In order to protect the increasingly strained foreign exchange reserves, the Prime Minister’s Office and the Ministry of Finance are in consultations with the Reserve Bank of India on several emergency restrictions, including limits on non-essential imports such as gold and electronics, raising fuel prices, and tightening regulations on foreign exchange withdrawals. No final decisions have been made yet. Officials remain vigilant about the continued widening of the current account deficit.
While controlling imports, Modi has also called on the public to use public transportation and work from home as much as possible to reduce fuel consumption and ease the foreign exchange pressure caused by energy imports.
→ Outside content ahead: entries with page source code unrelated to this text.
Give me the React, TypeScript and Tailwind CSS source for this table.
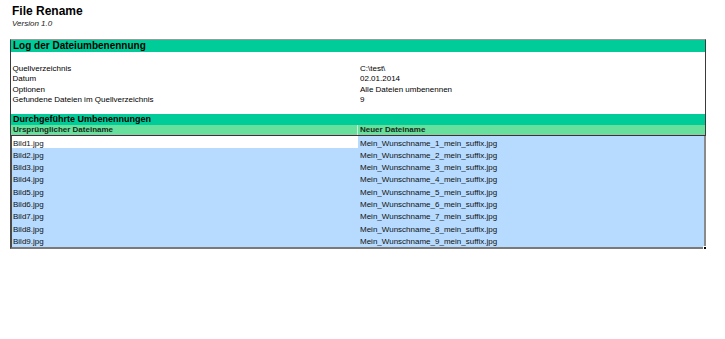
const info = [
  ["Quellverzeichnis", "C:\\test\\"],
  ["Datum", "02.01.2014"],
  ["Optionen", "Alle Dateien umbenennen"],
  ["Gefundene Dateien im Quellverzeichnis", "9"],
];

const files = Array.from({ length: 9 }, (_, i) => ({
  from: `Bild${i + 1}.jpg`,
  to: `Mein_Wunschname_${i + 1}_mein_suffix.jpg`,
}));

export default function App() {
  return (
    <div className="h-[339px] w-[725px] bg-white font-['Liberation_Sans',Arial,sans-serif] text-black">
      <div className="pl-[12px] pt-[4px]">
        <div className="text-[12px] font-bold leading-[14px]">File Rename</div>
        <div className="mt-[1px] text-[8px] italic leading-[10px] text-[#222]">Version 1.0</div>
      </div>

      <div className="ml-[10px] mt-[10px] w-[696px]">
        {/* log header + summary */}
        <div className="border-x border-t border-l-[#3a3a3a] border-r-[#3a3a3a] border-t-[#9a9a9a]">
          <div className="h-[12px] bg-[#00cc99] pl-[2px] text-[10px] font-bold leading-[12px]">
            Log der Dateiumbenennung
          </div>
          <div className="h-[62px] pt-[10.5px]">
            {info.map(([k, v]) => (
              <div key={k} className="flex h-[10.5px] text-[8px] leading-[11px]">
                <div className="w-[347px] pl-[1.5px]">{k}</div>
                <div className="pl-[2px]">{v}</div>
              </div>
            ))}
          </div>
          <div className="h-[11px] bg-[#00cc99] pl-[2px] text-[9px] font-bold leading-[11px]">
            Durchgeführte Umbenennungen
          </div>
          <div className="flex h-[10px] bg-[#66e09c] text-[8px] font-bold leading-[10px] text-[#1a2a1a]">
            <div className="w-[347px] border-r border-[#c8f0d8] pl-[2px]">Ursprünglicher Dateiname</div>
            <div className="pl-[2px]">Neuer Dateiname</div>
          </div>
          <div className="h-[1px] bg-[#5e2040]" />
        </div>

        {/* renamed files, selected range */}
        <div className="relative border-b-2 border-l-2 border-r-2 border-b-[#7a7a7a] border-l-[#4a4a4a] border-r-[#8a8a8a] bg-[#b7dbff]">
          {files.map((f, i) => (
            <div key={f.from} className="flex h-[12.3px] text-[8px] leading-[12.3px] text-[#111]">
              <div className={`w-[346px] pl-[1px] pt-[1.5px] ${i === 0 ? "bg-white" : ""}`}>{f.from}</div>
              <div className="pl-[2px] pt-[1.5px]">{f.to}</div>
            </div>
          ))}
          <div className="absolute -bottom-[3px] -right-[3px] h-[4px] w-[4px] border border-white bg-black" />
        </div>
      </div>
    </div>
  );
}
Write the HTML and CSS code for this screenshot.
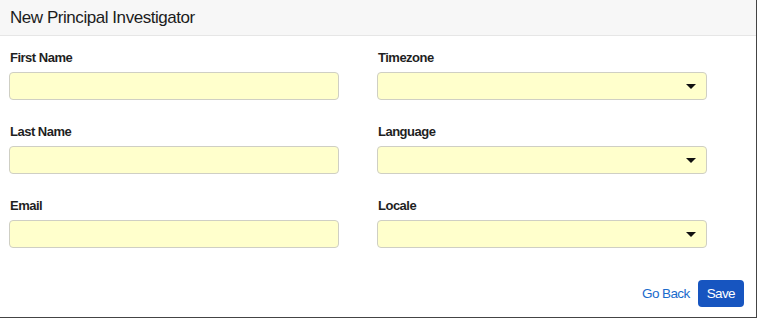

Asian countries like Vietnam and Thailand have previously adopted similar measures under comparable pressures.
Since the beginning of this year, the Indian rupee has depreciated by 5.6% against the US dollar, making it one of the worst-performing major currencies in Asia, and once falling to a record low. As of May 1, India’s foreign exchange reserves dropped to $690.7 billion, the lowest in over a month, but still sufficient to cover 10 to 11 months of import demand.
Multi-pronged Approach: India Responds to Energy Shocks and Foreign Exchange Pressure
As the world’s third-largest oil importer, India has been severely impacted by the disruption of supplies through the Strait of Hormuz and the surge in energy prices, leading to significant foreign exchange outflows and persistent pressure on the rupee.
The Reserve Bank of India has already implemented several supportive measures, including capping banks’ daily foreign exchange exposure at $100 million to curb speculation, and had once required banks to halt the provision of Non-Deliverable Forward (NDF) contracts to non-residents, though this measure was subsequently withdrawn. Sources indicate that the Reserve Bank of India may also adjust importers’ currency hedging rules, requiring exporters to repatriate dollars immediately upon receipt.
Sources say that an increase in fuel prices is under discussion, which would mark the first price adjustment since the outbreak of the Iran war. Meanwhile, Modi recently achieved a major victory in state-level elections, with his party and its allies now controlling two-thirds of India’s states, including West Bengal, a traditional stronghold of the opposition. This accumulation of political capital may provide greater room for implementing austerity measures.